= Task instructions =
Output every line exactly as written. Leave out pictures.

= Collected material =
***

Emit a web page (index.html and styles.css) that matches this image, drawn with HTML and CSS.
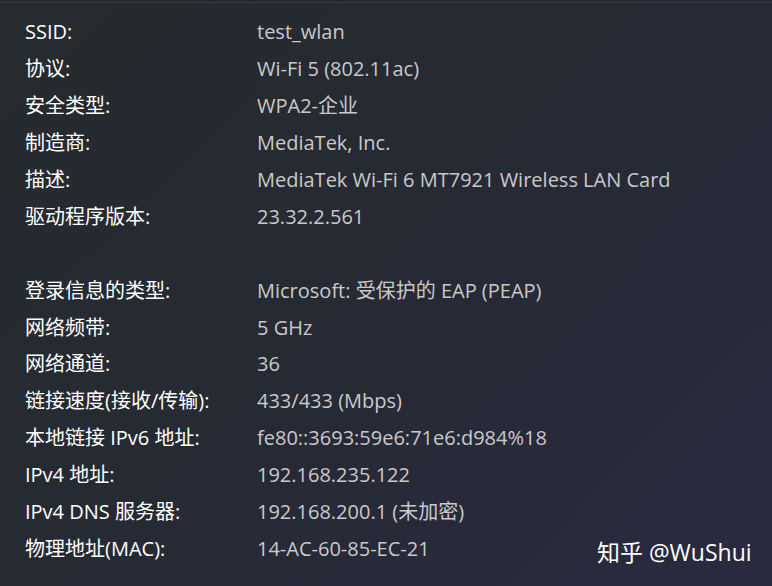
FILE: index.html
```html
<!DOCTYPE html>
<html lang="zh">
<head>
<meta charset="utf-8">
<link rel="stylesheet" href="styles.css">
</head>
<body>
<div class="page">
  <div class="topline"></div>
  <div class="list">
    <div class="row"><span class="k">SSID:</span><span class="v">test_wlan</span></div>
    <div class="row"><span class="k">协议:</span><span class="v">Wi-Fi 5 (802.11ac)</span></div>
    <div class="row"><span class="k">安全类型:</span><span class="v">WPA2-企业</span></div>
    <div class="row"><span class="k">制造商:</span><span class="v">MediaTek, Inc.</span></div>
    <div class="row"><span class="k">描述:</span><span class="v">MediaTek Wi-Fi 6 MT7921 Wireless LAN Card</span></div>
    <div class="row"><span class="k">驱动程序版本:</span><span class="v">23.32.2.561</span></div>
    <div class="row gap"></div>
    <div class="row"><span class="k">登录信息的类型:</span><span class="v">Microsoft: 受保护的 EAP (PEAP)</span></div>
    <div class="row"><span class="k">网络频带:</span><span class="v">5 GHz</span></div>
    <div class="row"><span class="k">网络通道:</span><span class="v">36</span></div>
    <div class="row"><span class="k">链接速度(接收/传输):</span><span class="v">433/433 (Mbps)</span></div>
    <div class="row"><span class="k">本地链接 IPv6 地址:</span><span class="v">fe80::3693:59e6:71e6:d984%18</span></div>
    <div class="row"><span class="k">IPv4 地址:</span><span class="v">192.168.235.122</span></div>
    <div class="row"><span class="k">IPv4 DNS 服务器:</span><span class="v">192.168.200.1 (未加密)</span></div>
    <div class="row"><span class="k">物理地址(MAC):</span><span class="v">14-AC-60-85-EC-21</span></div>
  </div>
  <div class="mark">知乎 @WuShui</div>
</div>
</body>
</html>
```
FILE: styles.css
```css
html, body {
  margin: 0;
  padding: 0;
}
body {
  width: 772px;
  height: 586px;
  overflow: hidden;
  font-family: "Open Sans", "Noto Sans CJK SC", sans-serif;
}
.page {
  position: relative;
  width: 772px;
  height: 586px;
  background: linear-gradient(135deg, #262b2e 0%, #262a33 45%, #2a2a40 100%);
}
.topline {
  height: 2px;
  border-bottom: 1px solid #363b40;
}
.list {
  display: flex;
  flex-direction: column;
  padding: 11px 0 0 25px;
}
.row {
  display: flex;
  height: 36.9px;
  align-items: center;
  font-size: 20px;
  line-height: 1;
}
.k {
  width: 232px;
  color: #ffffff;
}
.v {
  color: #c9c9cb;
}
.mark {
  position: absolute;
  left: 597px;
  top: 536px;
  font-size: 23px;
  line-height: 32px;
  color: #ffffff;
}
```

***

= Solution for this exercise =
Emit a web page (index.html and styles.css) that matches this image, drawn with HTML and CSS.
FILE: index.html
```html
<!DOCTYPE html>
<html lang="zh">
<head>
<meta charset="utf-8">
<link rel="stylesheet" href="styles.css">
</head>
<body>
<div class="page">
  <div class="topline"></div>
  <div class="list">
    <div class="row"><span class="k">SSID:</span><span class="v">test_wlan</span></div>
    <div class="row"><span class="k">协议:</span><span class="v">Wi-Fi 5 (802.11ac)</span></div>
    <div class="row"><span class="k">安全类型:</span><span class="v">WPA2-企业</span></div>
    <div class="row"><span class="k">制造商:</span><span class="v">MediaTek, Inc.</span></div>
    <div class="row"><span class="k">描述:</span><span class="v">MediaTek Wi-Fi 6 MT7921 Wireless LAN Card</span></div>
    <div class="row"><span class="k">驱动程序版本:</span><span class="v">23.32.2.561</span></div>
    <div class="row gap"></div>
    <div class="row"><span class="k">登录信息的类型:</span><span class="v">Microsoft: 受保护的 EAP (PEAP)</span></div>
    <div class="row"><span class="k">网络频带:</span><span class="v">5 GHz</span></div>
    <div class="row"><span class="k">网络通道:</span><span class="v">36</span></div>
    <div class="row"><span class="k">链接速度(接收/传输):</span><span class="v">433/433 (Mbps)</span></div>
    <div class="row"><span class="k">本地链接 IPv6 地址:</span><span class="v">fe80::3693:59e6:71e6:d984%18</span></div>
    <div class="row"><span class="k">IPv4 地址:</span><span class="v">192.168.235.122</span></div>
    <div class="row"><span class="k">IPv4 DNS 服务器:</span><span class="v">192.168.200.1 (未加密)</span></div>
    <div class="row"><span class="k">物理地址(MAC):</span><span class="v">14-AC-60-85-EC-21</span></div>
  </div>
  <div class="mark">知乎 @WuShui</div>
</div>
</body>
</html>
```
FILE: styles.css
```css
html, body {
  margin: 0;
  padding: 0;
}
body {
  width: 772px;
  height: 586px;
  overflow: hidden;
  font-family: "Open Sans", "Noto Sans CJK SC", sans-serif;
}
.page {
  position: relative;
  width: 772px;
  height: 586px;
  background: linear-gradient(135deg, #262b2e 0%, #262a33 45%, #2a2a40 100%);
}
.topline {
  height: 2px;
  border-bottom: 1px solid #363b40;
}
.list {
  display: flex;
  flex-direction: column;
  padding: 11px 0 0 25px;
}
.row {
  display: flex;
  height: 36.9px;
  align-items: center;
  font-size: 20px;
  line-height: 1;
}
.k {
  width: 232px;
  color: #ffffff;
}
.v {
  color: #c9c9cb;
}
.mark {
  position: absolute;
  left: 597px;
  top: 536px;
  font-size: 23px;
  line-height: 32px;
  color: #ffffff;
}
```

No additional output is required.